To evaluate the agent's performance, let's break down the analysis based on the metrics provided:

### Precise Contextual Evidence (m1)
- The agent incorrectly states that the mention of "multi-class-classification" is not found in the README.md file but is present in the russian_super_glue.py file, which contradicts the issue context provided.

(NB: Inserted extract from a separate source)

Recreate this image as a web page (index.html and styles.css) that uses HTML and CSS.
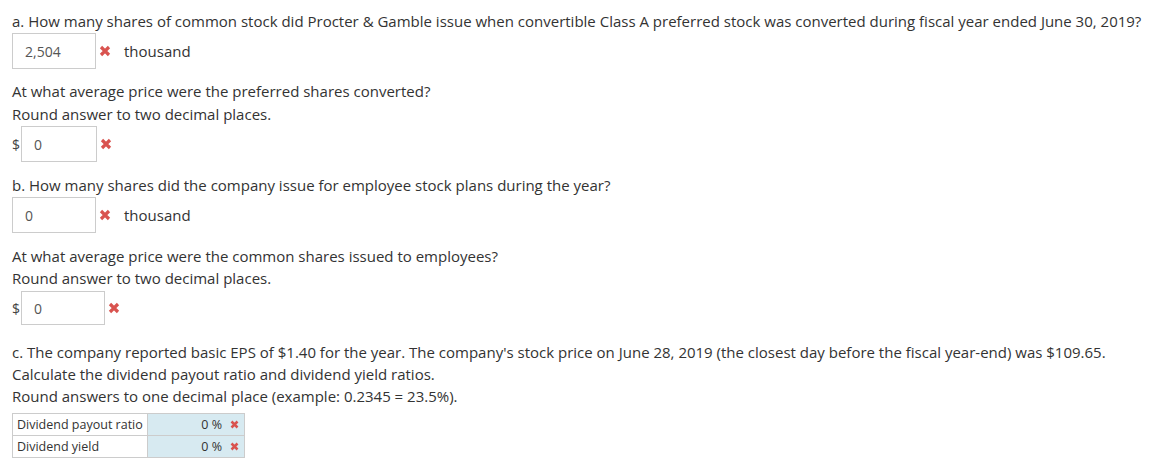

The issue explicitly mentions the README.md file as the involved document where "multi-class-classification" is incorrectly listed given the dataset only has two labels.
- The agent's failure to accurately identify the location of the issue (README.md) and instead referring to an unmentioned file (russian_super_glue.py) for the issue's evidence significantly deviates from the specific issue mentioned.
- The agent did not provide correct context evidence based on the issue's description, which specifically points to the README.md file.

**Rating for m1**: Given the agent's incorrect identification of the file and the lack of precise context evidence from the correct file, the rating is **0**.

### Detailed Issue Analysis (m2)
- The agent attempts to provide a detailed issue analysis by discussing the implications of misclassifying a dataset with only two labels as "multi-class-classification." However, this analysis is based on an incorrect premise (wrong file mentioned) and lacks direct reference to the actual content in the README.md file.
- Despite the incorrect file reference, the agent does understand the general issue of misclassification in the context of dataset labeling.

**Rating for m2**: Considering the attempt to analyze the issue, albeit based on incorrect evidence, the rating is **0.5**.

### Relevance of Reasoning (m3)
- The reasoning provided by the agent is relevant to the issue of misclassification but is misdirected due to the incorrect identification of the source of the issue.
- The agent's reasoning about the implications of having a "multi-class-classification" tag for a dataset with only two labels is logically sound but misplaced.

**Rating for m3**: Given the relevance of the reasoning to the type of issue, despite the incorrect evidence, the rating is **0.5**.

### Overall Decision
Calculating the overall score:
- m1: 0 * 0.8 = 0
- m2: 0.5 * 0.15 = 0.075
- m3: 0.5 * 0.05 = 0.025

Total = 0 + 0.075 + 0.025 = 0.1

Since the sum of the ratings is less than 0.45, the agent is rated as **"failed"**.